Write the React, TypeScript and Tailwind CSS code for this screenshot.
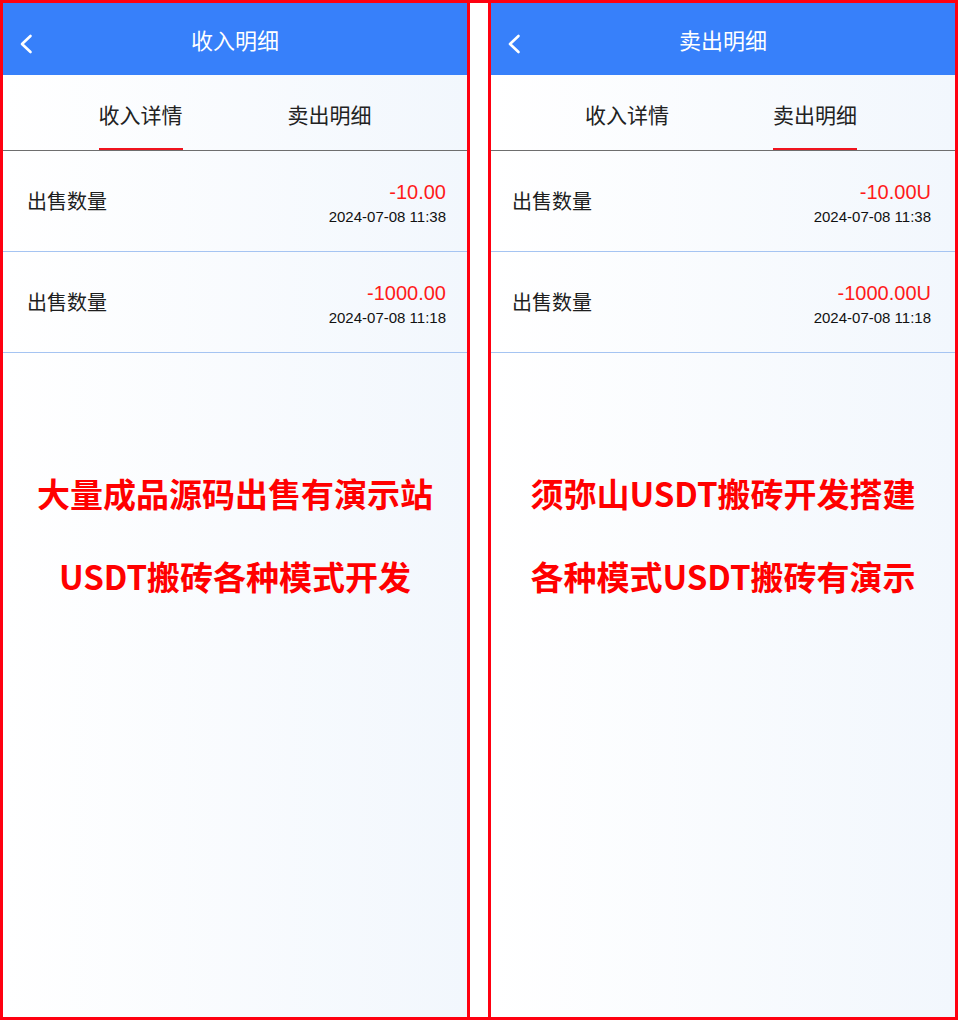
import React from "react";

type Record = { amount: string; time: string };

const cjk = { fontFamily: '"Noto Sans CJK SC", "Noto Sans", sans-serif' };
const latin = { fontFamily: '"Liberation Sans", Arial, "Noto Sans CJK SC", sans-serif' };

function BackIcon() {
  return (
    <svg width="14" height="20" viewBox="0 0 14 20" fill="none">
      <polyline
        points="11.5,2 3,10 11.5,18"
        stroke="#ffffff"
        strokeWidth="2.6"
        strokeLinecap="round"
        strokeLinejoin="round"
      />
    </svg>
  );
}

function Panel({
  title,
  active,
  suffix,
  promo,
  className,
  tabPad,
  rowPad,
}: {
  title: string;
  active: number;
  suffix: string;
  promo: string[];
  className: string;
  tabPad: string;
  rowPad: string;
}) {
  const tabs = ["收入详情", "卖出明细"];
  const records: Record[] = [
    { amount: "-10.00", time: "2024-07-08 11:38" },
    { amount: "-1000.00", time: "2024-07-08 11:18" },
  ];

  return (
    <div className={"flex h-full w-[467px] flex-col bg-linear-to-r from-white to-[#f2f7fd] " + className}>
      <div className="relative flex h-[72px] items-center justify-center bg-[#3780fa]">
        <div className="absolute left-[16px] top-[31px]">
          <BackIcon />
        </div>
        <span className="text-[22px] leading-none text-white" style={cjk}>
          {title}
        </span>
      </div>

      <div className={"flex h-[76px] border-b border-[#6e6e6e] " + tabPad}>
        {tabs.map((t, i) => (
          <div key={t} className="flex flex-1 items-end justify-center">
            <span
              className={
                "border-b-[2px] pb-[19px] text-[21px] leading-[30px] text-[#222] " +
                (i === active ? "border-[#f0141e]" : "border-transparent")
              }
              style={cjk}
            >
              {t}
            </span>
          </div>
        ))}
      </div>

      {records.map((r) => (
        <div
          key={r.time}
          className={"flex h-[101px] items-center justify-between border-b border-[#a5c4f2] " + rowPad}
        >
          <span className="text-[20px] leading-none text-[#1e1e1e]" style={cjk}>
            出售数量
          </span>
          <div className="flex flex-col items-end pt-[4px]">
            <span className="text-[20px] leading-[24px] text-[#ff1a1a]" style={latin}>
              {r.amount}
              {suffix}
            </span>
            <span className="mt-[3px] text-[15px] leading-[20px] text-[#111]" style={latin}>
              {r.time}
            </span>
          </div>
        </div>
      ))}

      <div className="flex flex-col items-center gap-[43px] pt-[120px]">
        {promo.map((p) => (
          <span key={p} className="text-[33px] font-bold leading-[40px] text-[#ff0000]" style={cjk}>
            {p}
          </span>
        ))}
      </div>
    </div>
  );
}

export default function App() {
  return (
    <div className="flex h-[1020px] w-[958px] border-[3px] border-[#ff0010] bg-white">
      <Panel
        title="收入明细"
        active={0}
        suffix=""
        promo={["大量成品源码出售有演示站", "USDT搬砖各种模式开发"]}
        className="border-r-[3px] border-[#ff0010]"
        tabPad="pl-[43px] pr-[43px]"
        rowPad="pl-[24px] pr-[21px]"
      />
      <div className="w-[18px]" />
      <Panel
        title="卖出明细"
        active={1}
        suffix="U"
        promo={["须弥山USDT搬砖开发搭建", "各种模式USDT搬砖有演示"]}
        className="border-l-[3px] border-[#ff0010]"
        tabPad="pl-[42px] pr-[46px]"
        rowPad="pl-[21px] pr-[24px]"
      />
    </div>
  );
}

Exercise directions >>
Return, from the data, each line that has the word "React" in it.

Reply >>
Write the React, TypeScript and Tailwind CSS code for this screenshot.
import React from "react";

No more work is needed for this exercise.